● Problem
Set down the full listing exactly as given. Any pictures are to be left out.

● Records
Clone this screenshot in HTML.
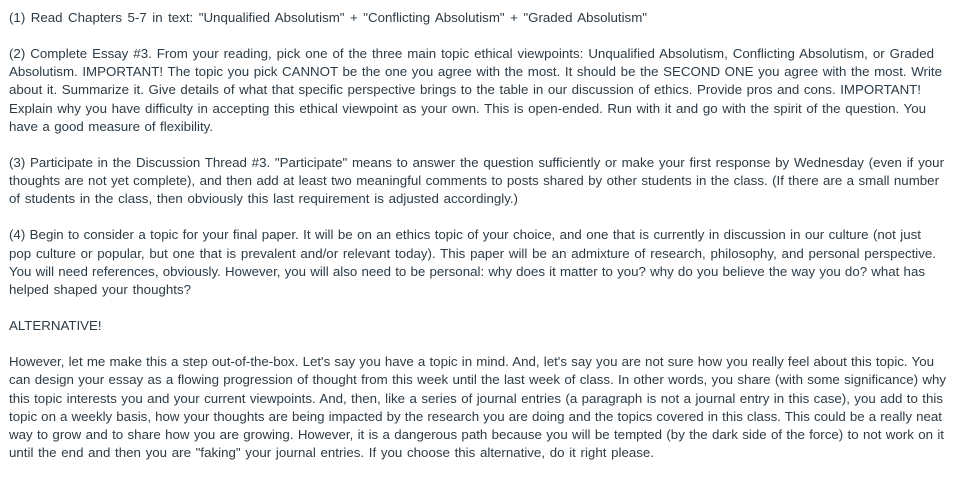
<!DOCTYPE html>
<html><head><meta charset="utf-8"><style>
html,body{margin:0;padding:0;background:#fff;width:956px;height:478px;overflow:hidden}
body{font-family:"Liberation Sans",sans-serif;font-size:13.3px;line-height:18.12px;color:#2d3b45}
.w{position:absolute;left:9px;top:9px}
p{margin:0 0 18.12px 0;white-space:nowrap}
p span{display:block;text-align:justify;text-align-last:justify}
</style></head><body><div class="w">
<p><span style="width:638px">(1) Read Chapters 5-7 in text: "Unqualified Absolutism" + "Conflicting Absolutism" + "Graded Absolutism"</span></p>
<p><span style="width:925px">(2) Complete Essay #3. From your reading, pick one of the three main topic ethical viewpoints: Unqualified Absolutism, Conflicting Absolutism, or Graded</span><span style="width:933px">Absolutism. IMPORTANT! The topic you pick CANNOT be the one you agree with the most. It should be the SECOND ONE you agree with the most. Write</span><span style="width:912px">about it. Summarize it. Give details of what that specific perspective brings to the table in our discussion of ethics. Provide pros and cons. IMPORTANT!</span><span style="width:917px">Explain why you have difficulty in accepting this ethical viewpoint as your own. This is open-ended. Run with it and go with the spirit of the question. You</span><span style="width:204px">have a good measure of flexibility.</span></p>
<p><span style="width:935px">(3) Participate in the Discussion Thread #3. "Participate" means to answer the question sufficiently or make your first response by Wednesday (even if your</span><span style="width:930px">thoughts are not yet complete), and then add at least two meaningful comments to posts shared by other students in the class. (If there are a small number</span><span style="width:509px">of students in the class, then obviously this last requirement is adjusted accordingly.)</span></p>
<p><span style="width:912px">(4) Begin to consider a topic for your final paper. It will be on an ethics topic of your choice, and one that is currently in discussion in our culture (not just</span><span style="width:927px">pop culture or popular, but one that is prevalent and/or relevant today). This paper will be an admixture of research, philosophy, and personal perspective.</span><span style="width:916px">You will need references, obviously. However, you will also need to be personal: why does it matter to you? why do you believe the way you do? what has</span><span style="width:182px">helped shaped your thoughts?</span></p>
<p>ALTERNATIVE!</p>
<p><span style="width:925px">However, let me make this a step out-of-the-box. Let's say you have a topic in mind. And, let's say you are not sure how you really feel about this topic. You</span><span style="width:937px">can design your essay as a flowing progression of thought from this week until the last week of class. In other words, you share (with some significance) why</span><span style="width:934px">this topic interests you and your current viewpoints. And, then, like a series of journal entries (a paragraph is not a journal entry in this case), you add to this</span><span style="width:933px">topic on a weekly basis, how your thoughts are being impacted by the research you are doing and the topics covered in this class. This could be a really neat</span><span style="width:935px">way to grow and to share how you are growing. However, it is a dangerous path because you will be tempted (by the dark side of the force) to not work on it</span><span style="width:645px">until the end and then you are "faking" your journal entries. If you choose this alternative, do it right please.</span></p>
</div></body></html>
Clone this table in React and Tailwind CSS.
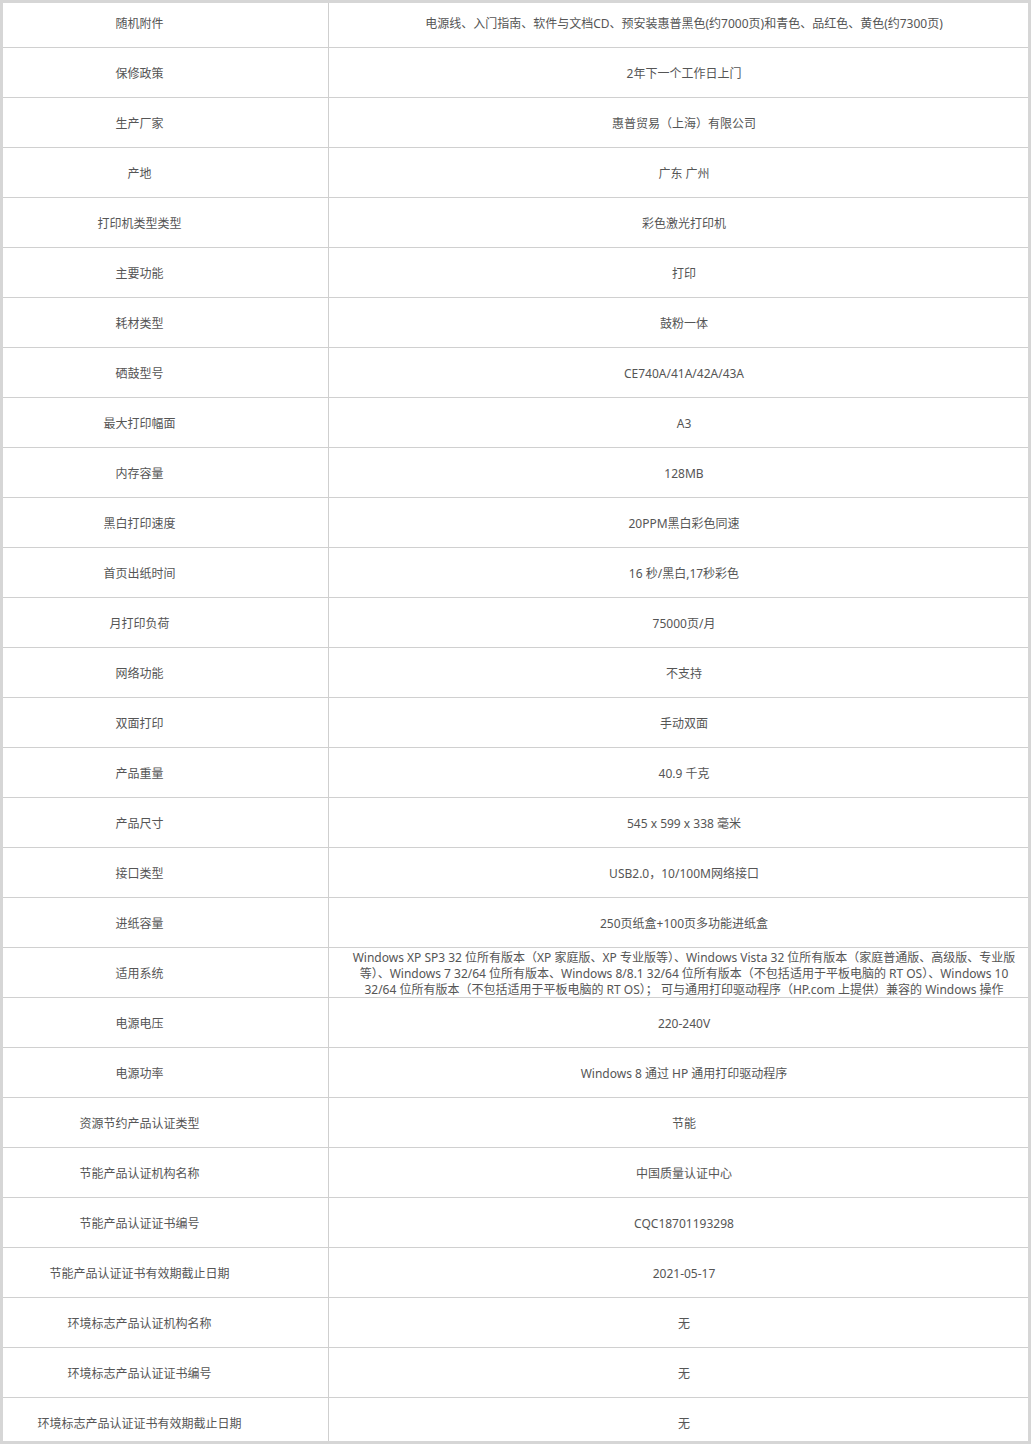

● Solution to this task
Clone this screenshot in HTML.
<!DOCTYPE html>
<html><head><meta charset="utf-8"><style>
html,body{margin:0;padding:0;background:#fff;width:956px;height:478px;overflow:hidden}
body{font-family:"Liberation Sans",sans-serif;font-size:13.3px;line-height:18.12px;color:#2d3b45}
.w{position:absolute;left:9px;top:9px}
p{margin:0 0 18.12px 0;white-space:nowrap}
p span{display:block;text-align:justify;text-align-last:justify}
</style></head><body><div class="w">
<p><span style="width:638px">(1) Read Chapters 5-7 in text: "Unqualified Absolutism" + "Conflicting Absolutism" + "Graded Absolutism"</span></p>
<p><span style="width:925px">(2) Complete Essay #3. From your reading, pick one of the three main topic ethical viewpoints: Unqualified Absolutism, Conflicting Absolutism, or Graded</span><span style="width:933px">Absolutism. IMPORTANT! The topic you pick CANNOT be the one you agree with the most. It should be the SECOND ONE you agree with the most. Write</span><span style="width:912px">about it. Summarize it. Give details of what that specific perspective brings to the table in our discussion of ethics. Provide pros and cons. IMPORTANT!</span><span style="width:917px">Explain why you have difficulty in accepting this ethical viewpoint as your own. This is open-ended. Run with it and go with the spirit of the question. You</span><span style="width:204px">have a good measure of flexibility.</span></p>
<p><span style="width:935px">(3) Participate in the Discussion Thread #3. "Participate" means to answer the question sufficiently or make your first response by Wednesday (even if your</span><span style="width:930px">thoughts are not yet complete), and then add at least two meaningful comments to posts shared by other students in the class. (If there are a small number</span><span style="width:509px">of students in the class, then obviously this last requirement is adjusted accordingly.)</span></p>
<p><span style="width:912px">(4) Begin to consider a topic for your final paper. It will be on an ethics topic of your choice, and one that is currently in discussion in our culture (not just</span><span style="width:927px">pop culture or popular, but one that is prevalent and/or relevant today). This paper will be an admixture of research, philosophy, and personal perspective.</span><span style="width:916px">You will need references, obviously. However, you will also need to be personal: why does it matter to you? why do you believe the way you do? what has</span><span style="width:182px">helped shaped your thoughts?</span></p>
<p>ALTERNATIVE!</p>
<p><span style="width:925px">However, let me make this a step out-of-the-box. Let's say you have a topic in mind. And, let's say you are not sure how you really feel about this topic. You</span><span style="width:937px">can design your essay as a flowing progression of thought from this week until the last week of class. In other words, you share (with some significance) why</span><span style="width:934px">this topic interests you and your current viewpoints. And, then, like a series of journal entries (a paragraph is not a journal entry in this case), you add to this</span><span style="width:933px">topic on a weekly basis, how your thoughts are being impacted by the research you are doing and the topics covered in this class. This could be a really neat</span><span style="width:935px">way to grow and to share how you are growing. However, it is a dangerous path because you will be tempted (by the dark side of the force) to not work on it</span><span style="width:645px">until the end and then you are "faking" your journal entries. If you choose this alternative, do it right please.</span></p>
</div></body></html>
Clone this table in React and Tailwind CSS.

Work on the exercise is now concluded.